Samantha Dale

Personal information
- Nationality: Australian
- Born: 30 June 2001 (age 25)

Sport
- Sport: Athletics
- Event: Long jump

Achievements and titles
- Personal best(s): Long jump: 6.71m (Melbourne, 2023)

Medal record
Women's athletics
Representing Australia
Oceania Championships
| Gold medal – first place | 2024 Suva | Long jump |
| Silver medal – second place | 2022 Mackay | Long jump |

= Samantha Dale =

Australian long jumper (born 2001)

Samantha Dale (born 30 June 2001) is an Australian long jumper. She is a two-time winner of the Australian Athletics Championships and was a gold medalist at the 2024 Oceania Athletics Championships. She has represented Australia at the World Athletics Championships and the Commonwealth Games.

==Career==
She jumped 6.72 metres at the Melbourne Track Classic in March 2022, but there was no recorded wind mark. She won the 2021–22 Australian Athletics Championships long jump title for the first time in Sydney in 2022, with a jump of 6.45 metres. She competed for Australia at the 2022 Commonwealth Games in Birmingham, England, placing tenth in the final with a jump of 6.32 metres (+1.1).

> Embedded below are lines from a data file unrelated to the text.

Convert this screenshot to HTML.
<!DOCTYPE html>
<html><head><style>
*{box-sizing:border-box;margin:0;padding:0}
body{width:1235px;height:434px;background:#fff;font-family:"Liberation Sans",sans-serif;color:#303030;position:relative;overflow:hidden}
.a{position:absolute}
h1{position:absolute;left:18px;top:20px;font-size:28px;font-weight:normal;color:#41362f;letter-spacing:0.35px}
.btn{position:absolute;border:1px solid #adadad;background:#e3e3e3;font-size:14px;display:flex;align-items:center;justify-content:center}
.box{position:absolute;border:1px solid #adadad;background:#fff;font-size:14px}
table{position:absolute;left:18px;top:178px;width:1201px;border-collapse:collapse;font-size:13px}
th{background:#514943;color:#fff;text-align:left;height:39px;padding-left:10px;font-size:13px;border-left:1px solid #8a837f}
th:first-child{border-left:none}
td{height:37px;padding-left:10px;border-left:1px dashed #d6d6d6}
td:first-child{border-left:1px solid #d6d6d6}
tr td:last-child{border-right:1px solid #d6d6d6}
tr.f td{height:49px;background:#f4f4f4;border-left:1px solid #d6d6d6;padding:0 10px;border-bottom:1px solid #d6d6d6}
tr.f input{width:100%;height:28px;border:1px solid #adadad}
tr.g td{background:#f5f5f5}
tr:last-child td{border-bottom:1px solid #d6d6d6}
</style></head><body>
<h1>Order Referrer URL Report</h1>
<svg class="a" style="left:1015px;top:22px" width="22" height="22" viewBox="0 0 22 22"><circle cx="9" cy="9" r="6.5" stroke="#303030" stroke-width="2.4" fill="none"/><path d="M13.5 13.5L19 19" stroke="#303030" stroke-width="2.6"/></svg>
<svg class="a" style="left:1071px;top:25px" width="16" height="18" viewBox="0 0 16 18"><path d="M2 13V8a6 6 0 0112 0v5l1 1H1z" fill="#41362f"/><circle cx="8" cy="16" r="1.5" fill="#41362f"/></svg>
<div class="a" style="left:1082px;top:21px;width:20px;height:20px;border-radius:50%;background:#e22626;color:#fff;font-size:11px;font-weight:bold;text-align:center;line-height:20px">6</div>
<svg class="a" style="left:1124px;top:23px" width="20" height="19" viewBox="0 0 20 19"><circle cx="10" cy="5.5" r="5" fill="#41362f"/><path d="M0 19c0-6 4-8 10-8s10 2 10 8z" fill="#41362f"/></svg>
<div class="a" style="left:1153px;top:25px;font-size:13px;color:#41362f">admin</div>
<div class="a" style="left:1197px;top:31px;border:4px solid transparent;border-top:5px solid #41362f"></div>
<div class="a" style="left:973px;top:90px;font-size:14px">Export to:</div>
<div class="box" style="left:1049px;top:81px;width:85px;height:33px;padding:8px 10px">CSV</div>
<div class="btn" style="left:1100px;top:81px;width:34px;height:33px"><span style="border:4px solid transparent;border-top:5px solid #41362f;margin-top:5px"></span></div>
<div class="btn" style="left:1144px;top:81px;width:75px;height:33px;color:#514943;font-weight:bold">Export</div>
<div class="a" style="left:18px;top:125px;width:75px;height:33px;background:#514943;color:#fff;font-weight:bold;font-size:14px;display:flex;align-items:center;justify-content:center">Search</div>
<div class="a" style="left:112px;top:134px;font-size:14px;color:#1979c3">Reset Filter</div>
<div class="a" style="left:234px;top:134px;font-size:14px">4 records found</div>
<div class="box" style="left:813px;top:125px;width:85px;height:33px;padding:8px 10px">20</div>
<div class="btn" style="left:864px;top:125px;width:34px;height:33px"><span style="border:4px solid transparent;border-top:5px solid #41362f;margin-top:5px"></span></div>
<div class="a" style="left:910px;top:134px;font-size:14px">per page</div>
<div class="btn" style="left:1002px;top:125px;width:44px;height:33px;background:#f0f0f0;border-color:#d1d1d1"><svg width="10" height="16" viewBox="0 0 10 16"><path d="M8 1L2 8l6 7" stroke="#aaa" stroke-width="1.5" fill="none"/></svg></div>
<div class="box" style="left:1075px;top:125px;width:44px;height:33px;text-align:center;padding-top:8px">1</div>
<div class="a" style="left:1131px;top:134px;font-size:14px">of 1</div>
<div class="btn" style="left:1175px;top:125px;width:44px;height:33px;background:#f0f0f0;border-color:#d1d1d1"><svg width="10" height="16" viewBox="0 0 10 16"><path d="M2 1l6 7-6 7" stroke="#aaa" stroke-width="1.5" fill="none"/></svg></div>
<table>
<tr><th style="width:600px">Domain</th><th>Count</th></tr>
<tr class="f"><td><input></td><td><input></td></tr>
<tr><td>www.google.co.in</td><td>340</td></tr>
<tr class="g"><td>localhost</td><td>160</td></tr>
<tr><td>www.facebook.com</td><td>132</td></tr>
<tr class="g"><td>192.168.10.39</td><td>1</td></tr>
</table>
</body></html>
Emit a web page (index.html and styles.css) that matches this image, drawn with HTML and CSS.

She jumped 6.71 metres in Melbourne in February 2023 as she beat 2021 Olympic finalists Tara Davis-Woodhall and Brooke Buschkuehl to win the Maurie Plant Meet. She competed at the 2023 World Athletics Championships in Budapest, Hungary.

She won the gold medal at the 2024 Oceania Athletics Championships in Suva, Fiji in June 2024 with a jump of 6.47 metres.

She won the Australian Athletics Championships for a second time in Perth in 2025, jumping 6.45m (+2.3) jump to secure the win ahead of the previous year’s World Under-20 champion Delta Amidzovski. She was selected for the 2025 Summer World University Games in Bochum, Germany, where she qualified for the final with a leap of 6.38m (-0.7) before placing seventh overall.

In September 2025, she competed at the 2025 World Championships in Tokyo, Japan.